Coach Nagy says team is ready second time aroundAlmost 24 years ago, South Dakota State boys’ basketball coach Scott Nagy sat on the sideline and watched the Michigan Wolverines defeat Illinois 83-81 in the 1989 NCAA Final Four men’s basketball tournament.
By: Aaron Saunders, The Daily Republic
Almost 24 years ago, South Dakota State boys’ basketball coach Scott Nagy sat on the sideline and watched the Michigan Wolverines defeat Illinois 83-81 in the 1989 NCAA Final Four men’s basketball tournament.
Nagy, then a graduate assistant for the Fighting Illini, watched his squad fall to the Wolverines and the tournament’s most outstanding player and future NBA star Glen Rice.
Fast forward to 2013, and Nagy, now the head coach of the South Dakota State University men’s basketball team, has the chance for redemption. The Jackrabbits play Michigan at 6:15 p.m. Central time today in the first round of the NCAA tournament. The game is being televised on CBS.
“It’s hard to explain what it was like, we had a great basketball team then and it was a lot of excitement,” Nagy said in an interview with The Daily Republic Wednesday afternoon from Auburn Hills, Mich., the site of tonight’s game. “It’s more of my wife who this game is more personal for. She is a graduate of Illinois and she hates Michigan. I don’t have that type of feeling, but I know my wife does.”
While this Michigan team is not a No. 1 seed and doesn’t have Rice like the 1989 squad did, the 2013 edition of the Wolverines boasts a trio of players whose fathers played in the NBA.
Tim Hardaway Jr., son of former NBA guard Tim Hardaway, Glen Robinson III, son of former NBA forward Glenn Robinson, and Jon Horford, son of former NBA center Tito Horford and brother of current Atlanta Hawks center Al Horford, all log court time for the Wolverines.
Horford has played in 26 games and averages 2.9 points per game, while Hardaway Jr. and Robinson III rank second and fourth on the team in scoring, respectively.
Michigan’s leading scorer is the newly crowned Big Ten Player of the year, Trey Burke. The sophomore guard is averaging 19.3 points per game heading into today’s matchup.
“They are really good offensively,” Nagy said. “They are probably the best offensive team we have played all year. I am not worried as much about our offense as I am more worried about stopping their offense.”
Nagy added that his 13th-seeded squad must be good in transition and have a great night of shooting to upset the fourth-seeded Wolverines.
SDSU will rely on Nate Wolters, Jordan Dykstra, Tony Fiegen and Chad White to put the great abundance of its points on the board. Wolters averaged 22.7 points per game this season en route to being named the Summit League player of the year.
The guard was named first-team all-Summit League for the third straight season and is the school’s career leader in points scored with 2,353.

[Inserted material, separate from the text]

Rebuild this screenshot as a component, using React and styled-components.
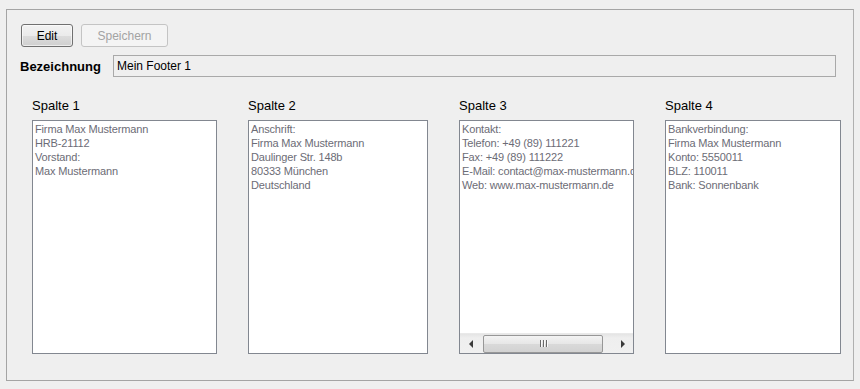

Dykstra is the team’s second leading scorer this season with an average of 12.5 points per game. The junior eclipsed the 1,000-point mark this season and was voted second-team all-Summit League.
Fiegen and White average 10.1 and 10 points per game, respectively.
“I think they will pay a lot of attention to Nate,” Nagy said. “If we shoot the ball great, we will give ourselves a chance to win.”
The tournament is not an unfamiliar place for the Jacks as it is the second consecutive year the team has qualified.
As a 14 seed last season, South Dakota State made its first appearance in the NCAA Division I basketball tournament. SDSU fell to No. 3 seed Baylor in the opening round of the tournament 68-60.
The Jacks led by 10 points with just less than 13 minutes to go in the first half, but the Bears came back and maintained a 36-28 lead at halftime. SDSU battled back to within three points early in the second half but could not get over the hump and missed out on its chance at an upset.
“Last year was overwhelming and emotional,” Nagy said. “I think it was very overwhelming for me and the players. This year we know what we are coming to, so it’s not nearly as overwhelming.